The court held that the “connection or logical relations” test that the communication must pass in order to be privileged is a “functional connection.” (Id. at 1146) (emphasis in original) The “communicative act . . . must function as a necessary or useful step in the litigation process and must serve its purposes.” (Id.) (emphasis in original)

The court further dismissed the contention that the defendant’s statements in the press were covered by California Rule of Professional Conduct 5-120(C). (Id. at 1149, fn. 5.) “[T]he rule does not provide, or even imply, that defamatory statements made by attorneys in extrajudicial statements in defense of their clients should be privileged and thus not subject to redress in a court of law.” (Id.) The court thus declined to extend the litigation privilege to “litigating in the press.” (Id.)

Also note, however, that your statements about your case, as with any statements you make, will also be subject to California Business and Professions Code §6106 which states in pertinent part that: “the commission of any act involving moral turpitude, dishonesty or corruption, whether the act is committed in the course of his relations as an attorney or otherwise . . . constitutes a cause for disbarment or suspension” (emphasis added).

And depending on the motivation or plan of the lawyer making the out-of-court statement, keep in mind that California Business and Professions Code §6128 imposes misdemeanor criminal liability on a lawyer who engages in or consents to any deceit or collusion “with intent to deceive the court or any party.” (BP 6128(a)) Punishment for violating this section is up to a six-month jail sentence or a fine of up to $2,500 or both.


Balancing the public’s right to information against a party’s right to a fair trial can be a challenging task.  But armed with a working knowledge of the ethical rules and legal principles involved, you can ensure that the statements you make about your case are both insightfully phrased and constitutionally sound.
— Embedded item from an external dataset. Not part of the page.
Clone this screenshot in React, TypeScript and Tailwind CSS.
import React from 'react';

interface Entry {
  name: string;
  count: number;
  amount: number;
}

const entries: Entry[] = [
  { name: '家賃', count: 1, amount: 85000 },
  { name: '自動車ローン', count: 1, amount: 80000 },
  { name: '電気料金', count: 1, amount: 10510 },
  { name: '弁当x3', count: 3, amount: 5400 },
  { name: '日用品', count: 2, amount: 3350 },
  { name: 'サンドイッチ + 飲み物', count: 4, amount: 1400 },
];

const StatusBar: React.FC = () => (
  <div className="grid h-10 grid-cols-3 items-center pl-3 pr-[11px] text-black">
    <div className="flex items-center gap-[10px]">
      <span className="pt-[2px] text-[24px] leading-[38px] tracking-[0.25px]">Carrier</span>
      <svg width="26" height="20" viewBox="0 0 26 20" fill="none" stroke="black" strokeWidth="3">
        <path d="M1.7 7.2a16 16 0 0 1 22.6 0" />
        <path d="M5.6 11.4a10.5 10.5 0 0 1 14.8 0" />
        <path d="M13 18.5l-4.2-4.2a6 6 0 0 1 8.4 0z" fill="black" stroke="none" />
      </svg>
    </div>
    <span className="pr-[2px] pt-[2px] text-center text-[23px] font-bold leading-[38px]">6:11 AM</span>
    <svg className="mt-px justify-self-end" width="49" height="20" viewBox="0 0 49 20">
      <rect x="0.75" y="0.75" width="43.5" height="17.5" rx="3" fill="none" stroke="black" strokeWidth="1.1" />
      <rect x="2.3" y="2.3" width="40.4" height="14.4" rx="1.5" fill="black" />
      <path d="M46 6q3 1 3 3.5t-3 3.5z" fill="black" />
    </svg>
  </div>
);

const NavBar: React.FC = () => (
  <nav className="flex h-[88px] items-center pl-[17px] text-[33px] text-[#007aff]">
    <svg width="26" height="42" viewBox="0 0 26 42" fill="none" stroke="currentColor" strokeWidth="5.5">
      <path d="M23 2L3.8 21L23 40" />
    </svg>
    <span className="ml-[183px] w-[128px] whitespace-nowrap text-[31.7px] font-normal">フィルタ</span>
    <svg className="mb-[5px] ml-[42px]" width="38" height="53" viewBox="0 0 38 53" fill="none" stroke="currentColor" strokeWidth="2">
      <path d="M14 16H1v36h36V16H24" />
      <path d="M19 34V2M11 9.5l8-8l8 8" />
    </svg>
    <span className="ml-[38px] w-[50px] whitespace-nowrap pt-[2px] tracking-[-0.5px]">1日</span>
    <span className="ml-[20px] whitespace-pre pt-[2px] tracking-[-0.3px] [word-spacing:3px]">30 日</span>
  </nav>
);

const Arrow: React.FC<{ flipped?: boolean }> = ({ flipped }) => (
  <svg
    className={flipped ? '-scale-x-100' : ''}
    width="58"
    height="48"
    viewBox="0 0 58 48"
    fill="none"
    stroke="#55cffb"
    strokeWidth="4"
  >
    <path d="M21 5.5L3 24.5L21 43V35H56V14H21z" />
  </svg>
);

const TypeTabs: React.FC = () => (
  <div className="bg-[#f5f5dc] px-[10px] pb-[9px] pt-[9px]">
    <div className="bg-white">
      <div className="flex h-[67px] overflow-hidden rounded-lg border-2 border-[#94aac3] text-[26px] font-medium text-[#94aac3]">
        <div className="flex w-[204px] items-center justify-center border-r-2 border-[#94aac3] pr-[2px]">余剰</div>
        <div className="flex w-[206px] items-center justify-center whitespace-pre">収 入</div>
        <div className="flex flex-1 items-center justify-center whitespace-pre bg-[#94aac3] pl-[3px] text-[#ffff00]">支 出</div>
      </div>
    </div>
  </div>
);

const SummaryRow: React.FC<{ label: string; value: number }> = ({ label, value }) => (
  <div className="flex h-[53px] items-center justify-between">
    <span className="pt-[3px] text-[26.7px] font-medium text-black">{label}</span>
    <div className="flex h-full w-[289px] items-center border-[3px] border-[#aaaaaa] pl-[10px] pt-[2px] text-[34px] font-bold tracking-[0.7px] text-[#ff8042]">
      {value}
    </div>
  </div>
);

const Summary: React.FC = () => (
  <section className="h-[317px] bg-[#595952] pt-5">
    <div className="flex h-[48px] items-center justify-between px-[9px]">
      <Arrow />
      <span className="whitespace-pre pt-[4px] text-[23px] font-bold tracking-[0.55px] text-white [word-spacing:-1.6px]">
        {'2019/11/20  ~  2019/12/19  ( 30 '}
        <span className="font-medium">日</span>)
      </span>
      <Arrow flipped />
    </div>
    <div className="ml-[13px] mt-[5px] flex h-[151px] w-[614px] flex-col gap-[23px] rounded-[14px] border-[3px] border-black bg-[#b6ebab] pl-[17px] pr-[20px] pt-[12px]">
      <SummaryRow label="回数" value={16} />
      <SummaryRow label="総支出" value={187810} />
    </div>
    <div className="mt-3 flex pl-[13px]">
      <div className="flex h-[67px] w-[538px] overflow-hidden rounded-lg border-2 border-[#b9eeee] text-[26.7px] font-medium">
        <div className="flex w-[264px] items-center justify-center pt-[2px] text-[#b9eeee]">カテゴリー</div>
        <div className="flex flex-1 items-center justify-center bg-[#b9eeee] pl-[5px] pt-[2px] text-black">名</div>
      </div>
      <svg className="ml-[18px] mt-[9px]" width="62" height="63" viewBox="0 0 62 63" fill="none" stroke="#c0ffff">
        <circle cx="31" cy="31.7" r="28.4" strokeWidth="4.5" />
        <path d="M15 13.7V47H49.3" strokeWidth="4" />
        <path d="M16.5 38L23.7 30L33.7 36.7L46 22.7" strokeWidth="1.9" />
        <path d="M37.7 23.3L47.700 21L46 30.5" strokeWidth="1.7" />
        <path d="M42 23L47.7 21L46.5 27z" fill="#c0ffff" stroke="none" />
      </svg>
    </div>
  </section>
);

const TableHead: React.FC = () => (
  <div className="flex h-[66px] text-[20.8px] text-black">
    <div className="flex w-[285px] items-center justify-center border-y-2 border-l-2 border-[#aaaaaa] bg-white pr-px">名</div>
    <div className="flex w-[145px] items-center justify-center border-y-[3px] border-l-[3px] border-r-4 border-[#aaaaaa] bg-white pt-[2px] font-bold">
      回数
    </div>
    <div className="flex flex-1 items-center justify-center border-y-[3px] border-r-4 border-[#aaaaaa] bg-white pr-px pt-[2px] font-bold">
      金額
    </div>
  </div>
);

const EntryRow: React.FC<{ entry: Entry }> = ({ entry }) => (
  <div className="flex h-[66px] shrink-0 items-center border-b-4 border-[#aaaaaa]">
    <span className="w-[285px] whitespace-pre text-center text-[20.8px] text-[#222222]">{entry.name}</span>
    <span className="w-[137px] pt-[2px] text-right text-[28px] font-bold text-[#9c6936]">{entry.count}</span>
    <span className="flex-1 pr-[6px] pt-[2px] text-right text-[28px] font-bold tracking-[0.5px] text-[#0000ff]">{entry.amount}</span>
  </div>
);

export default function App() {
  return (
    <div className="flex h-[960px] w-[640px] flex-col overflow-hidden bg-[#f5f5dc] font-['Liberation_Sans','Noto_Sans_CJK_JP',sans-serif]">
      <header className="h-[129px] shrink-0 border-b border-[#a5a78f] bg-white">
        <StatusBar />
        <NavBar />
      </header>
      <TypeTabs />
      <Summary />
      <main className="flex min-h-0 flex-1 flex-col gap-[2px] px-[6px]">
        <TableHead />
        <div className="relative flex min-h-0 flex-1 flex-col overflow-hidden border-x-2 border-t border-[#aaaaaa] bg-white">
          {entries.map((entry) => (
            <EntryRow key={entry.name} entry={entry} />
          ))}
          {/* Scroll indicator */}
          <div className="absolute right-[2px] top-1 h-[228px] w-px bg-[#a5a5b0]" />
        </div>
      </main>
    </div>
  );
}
Regardless of the facts of your case, a working knowledge of the applicable legal and ethical rules will permit you to represent your client diligently and effectively, as well as ethically and professionally.

• This article does not constitute legal advice. Please shepardize all case law before using.
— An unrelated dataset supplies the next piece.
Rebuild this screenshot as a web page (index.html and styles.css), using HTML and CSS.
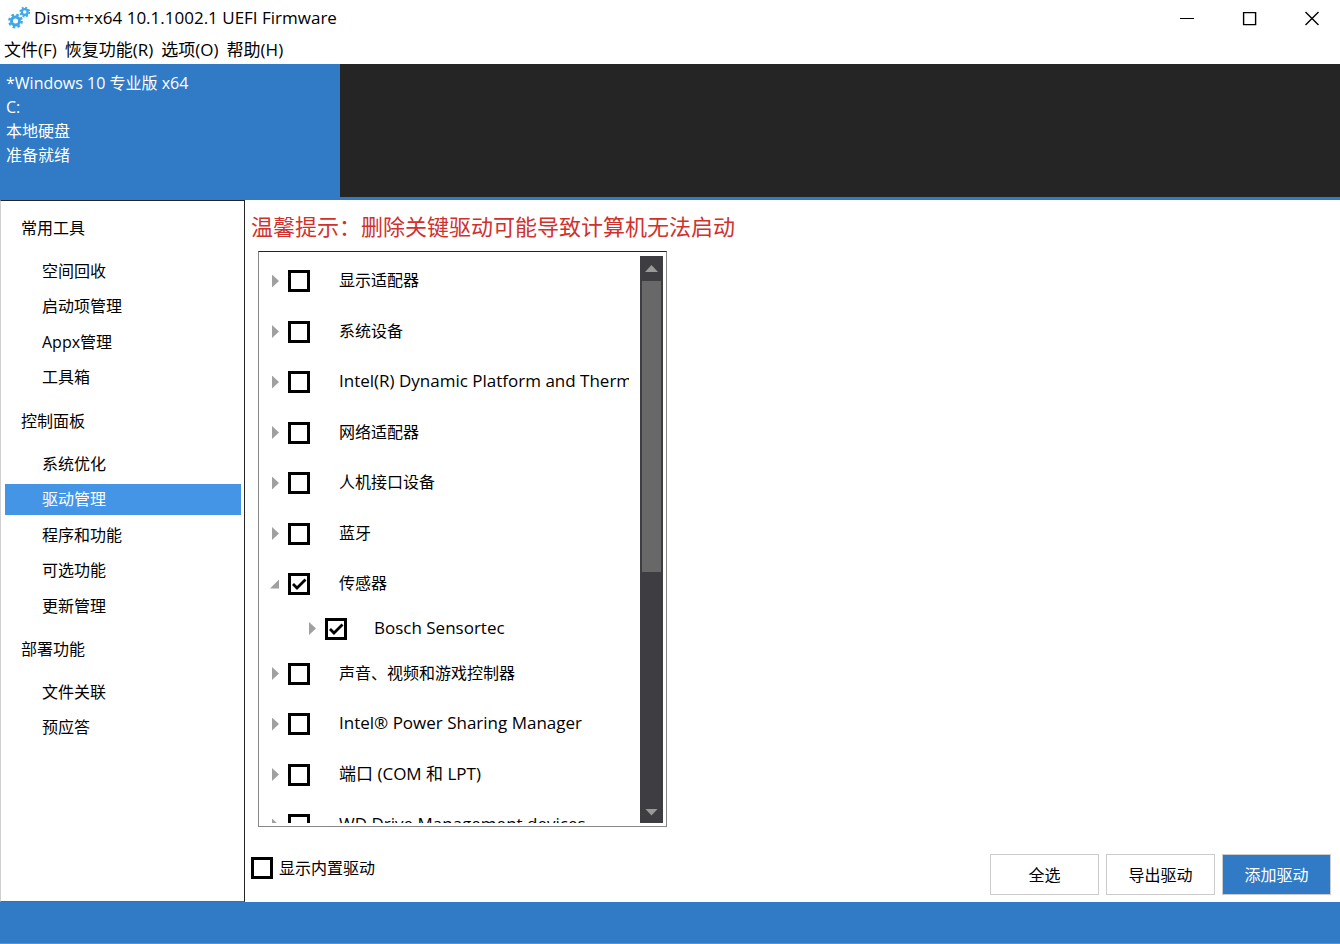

• Wendy Patrick Mazzarella is a San Diego County deputy district attorney who has tried a number of high profile cases, and she is a member of the State Bar Committee on Professional Responsibility and Conduct.


  • This self-study activity has been approved for Minimum Continuing Legal Education credit by the State Bar of California in the amount of one hour of legal ethics.

  • The State Bar of California certifies that this activity conforms to the standards for approved education activities prescribed by the rules and regulations of the State Bar of California governing minimum continuing legal education.

Self-Assessment Test

Indicate whether the following statements are true or false after reading the MCLE article. Use the answer form provided to send the test, along with a $25 processing fee, to the State Bar. If you do not receive your certificate within four to six weeks, call 415-538-2504.


Indicate whether the following statements are true or false after reading the MCLE article on trial publicity. Use the answer form provided to send the test, along with a $25 processing fee, to the State Bar. If you do not receive your certificate within four to six weeks, call 415/538-2504.

  1. Making a statement to a reporter that turns out to be false may subject the lawyer to liability specifically for libel.
  2. Even if a lawyer’s statements relate to the facts of a pending case, an attorney can still be civilly liable for things he or she says to reporters outside of court.
  3. A lawyer is always protected in making statements to a public journal, even if the statements are highly prejudicial to the other side and are not a matter of public record.
  4. If a lawyer prefaces his or her statement with “in my opinion,” he or she is assured of escaping liability for defamation, since defamation only deals with false statements of fact.
  5. A lawyer is not liable for defamation if he or she makes false statements about one of the witnesses in court, even if he or she is perfectly aware the statements are false.
  6. A statement spoken to the media about the opposing party in your case might arguably be actionable as slander if it falsely states the person has AIDS.
  7. A written publication about someone that is false and unprivileged need only have a tendency to injure him or her in his occupation to be actionable.
  8. If your opposing counsel falsely accuses your star witness of being untrustworthy and then claims that was just his or her opinion, a court in determining this will look at the circumstances under which the statement was made.
  9. Although there is a gag order in place, a communication from a lawyer to a public journal will nonetheless be privileged under CCC 47 as long as it does not violate the trial publicity rules per CRPC 5-120.
  10. Lawyers are automatically protected from defamation liability if the statements they make about their opposing counsel in the case are in response to something unfair the opposing lawyer has already said about them.
  11. An elected district attorney’s statements at a press conference will be privileged, even if they are false.
  12. A lawyer may be liable for defamation if he or she falsely impugns the integrity of opposing counsel during a court proceeding.
  13. A truthful written statement you give to the media about one of the witnesses in your case will not be punishable as libel even if it causes the person to be shunned or avoided.
  14. A lawyer will not be liable for defamation if it is obvious that he or she is expressing an opinion that is not based on any objective facts within their knowledge.
  15. For purposes of avoiding defamation liability, opinions are viewed differently than statements of actual facts.
  16. Lawyers’ statements about their cases will always be absolutely privileged as long as they are made during a press conference.
  17. If a lawyer knowingly makes a false statement to the press about his or her opposing counsel, he or she may be subject to discipline per BP 6106 even if the statement is not defamatory.
  18. Attorneys are not protected in discussing the case in the press in the same fashion that public officials would be.
  19. An attorney could potentially face State Bar discipline for making false statements about his or her case, even if the statements cause no prejudice to the other side.
  20. A lawyer may not be protected in making statements to a public journal if the statements violate a legally protected right of confidentiality.